'''

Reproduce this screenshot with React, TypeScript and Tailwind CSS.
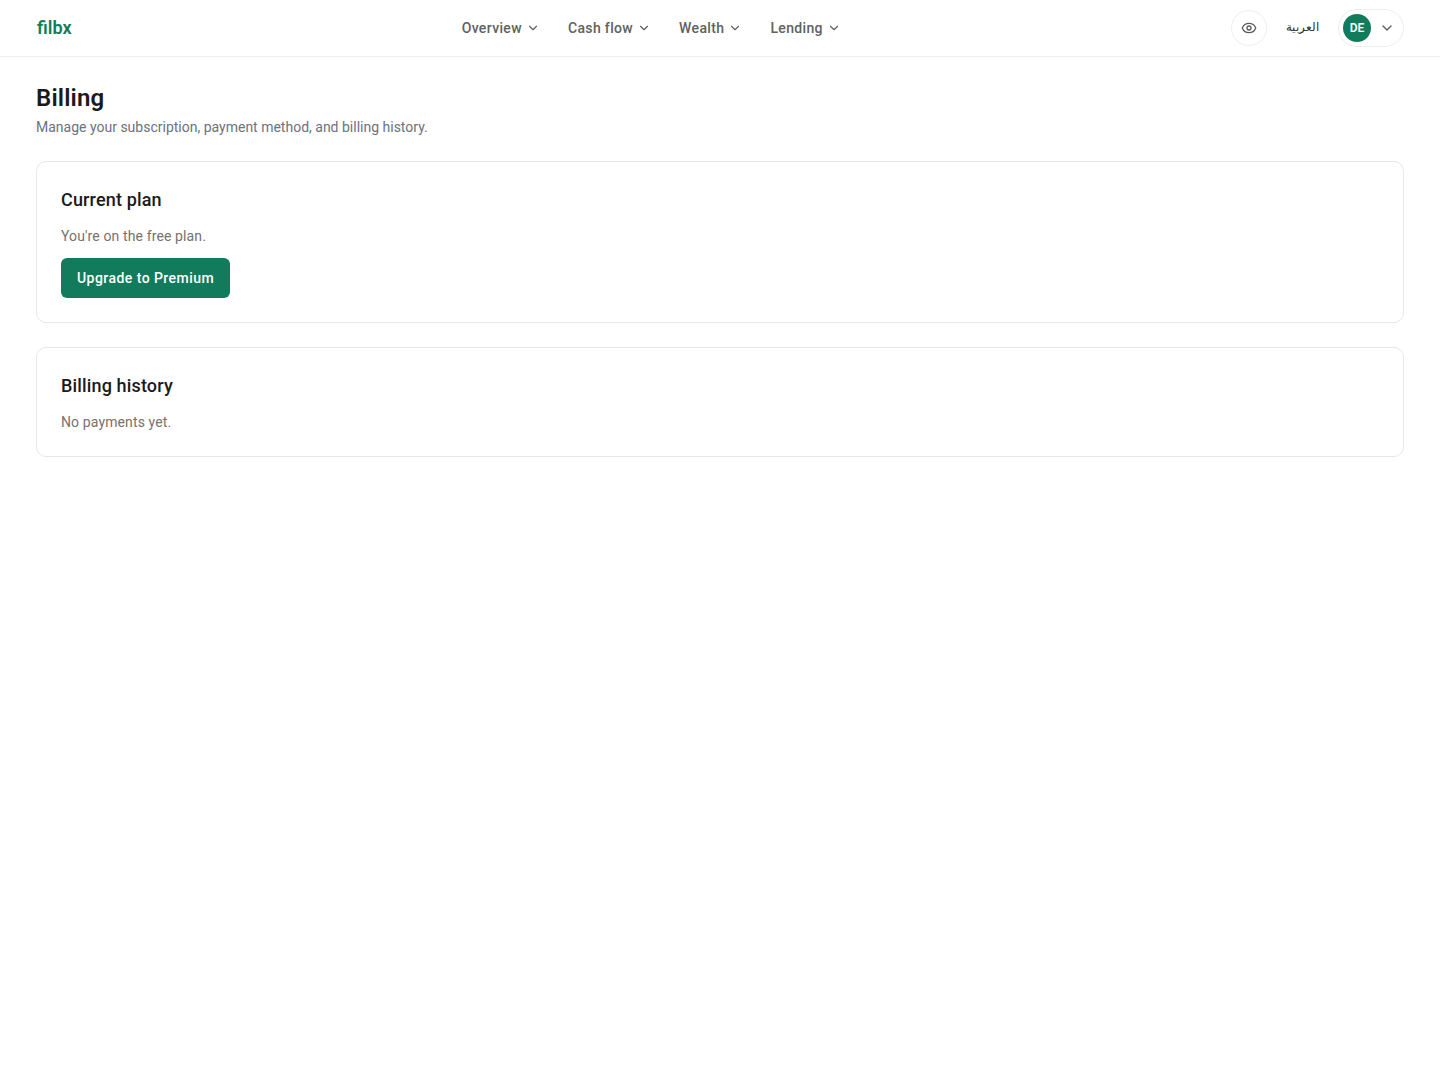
import React from 'react';
import { ChevronDown, Eye } from 'lucide-react';

const navItems = ['Overview', 'Cash flow', 'Wealth', 'Lending'];

const Card: React.FC<{ title: string; children: React.ReactNode }> = ({ title, children }) => (
  <section className="rounded-[10px] border border-[#e7e7e7] bg-white p-6">
    <h2 className="text-[18px] leading-[28px] font-medium tracking-[0.15px] text-[#1a1a1a]">{title}</h2>
    {children}
  </section>
);

export default function App() {
  return (
    <div className="min-h-[1080px] bg-white font-['Roboto','Noto_Sans',sans-serif]">
      <header className="flex h-[57px] items-center justify-between border-b border-[#eeeeee] px-9">
        <a className="pb-[2px] pl-px text-[18px] font-semibold text-[#127b5b]">filbx</a>
        <nav className="flex items-center gap-7">
          {navItems.map((item) => (
            <button key={item} className="flex items-center gap-1 text-sm font-medium tracking-[0.35px] text-[#616161]">
              {item}
              <ChevronDown size={14} />
            </button>
          ))}
        </nav>
        <div className="flex w-[173px] items-center justify-between">
          <button className="flex h-9 w-9 items-center justify-center rounded-full border border-[#eeeeee] text-[#5c5c5c]">
            <Eye size={16} />
          </button>
          <span className="font-['Liberation_Sans',sans-serif] text-[11.5px] text-[#333333]">العربية</span>
          <button className="flex h-[38px] w-[66px] items-center gap-2 rounded-full border border-[#eeeeee] pl-1">
            <span className="flex h-7 w-7 items-center justify-center rounded-full bg-[#127b5b] text-xs font-semibold text-white">DE</span>
            <ChevronDown size={16} className="text-[#5c5c5c]" />
          </button>
        </div>
      </header>
      <main className="flex flex-col gap-6 px-9 pt-[25px]">
        <div>
          <h1 className="text-2xl leading-8 font-semibold tracking-[0.15px] text-[#1a1a1a]">Billing</h1>
          <p className="mt-[3px] text-sm leading-5 text-[#6b7280]">Manage your subscription, payment method, and billing history.</p>
        </div>
        <Card title="Current plan">
          <p className="mt-3 text-sm leading-5 tracking-[0.12px] text-[#78716c]">You're on the free plan.</p>
          <button className="mt-3 h-10 rounded-md bg-[#127b5b] px-4 text-sm font-medium tracking-[0.45px] text-white">Upgrade to Premium</button>
        </Card>
        <Card title="Billing history">
          <p className="mt-3 text-sm leading-5 tracking-[0.12px] text-[#78716c]">No payments yet.</p>
        </Card>
      </main>
    </div>
  );
}
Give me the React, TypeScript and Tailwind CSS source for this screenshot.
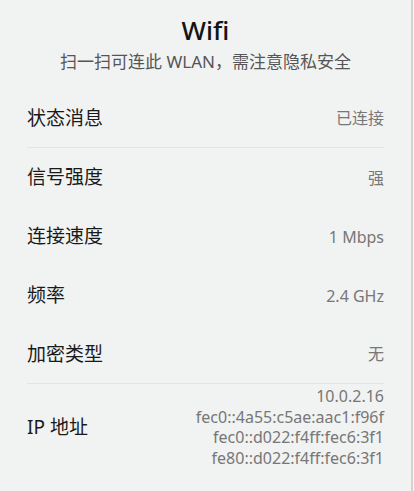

'''

- [WORK TO BE COMPLETED]:
Select, from the listing, all lines that include the word "TypeScript".

- [SOLVED EXERCISE]:
Reproduce this screenshot with React, TypeScript and Tailwind CSS.
Give me the React, TypeScript and Tailwind CSS source for this screenshot.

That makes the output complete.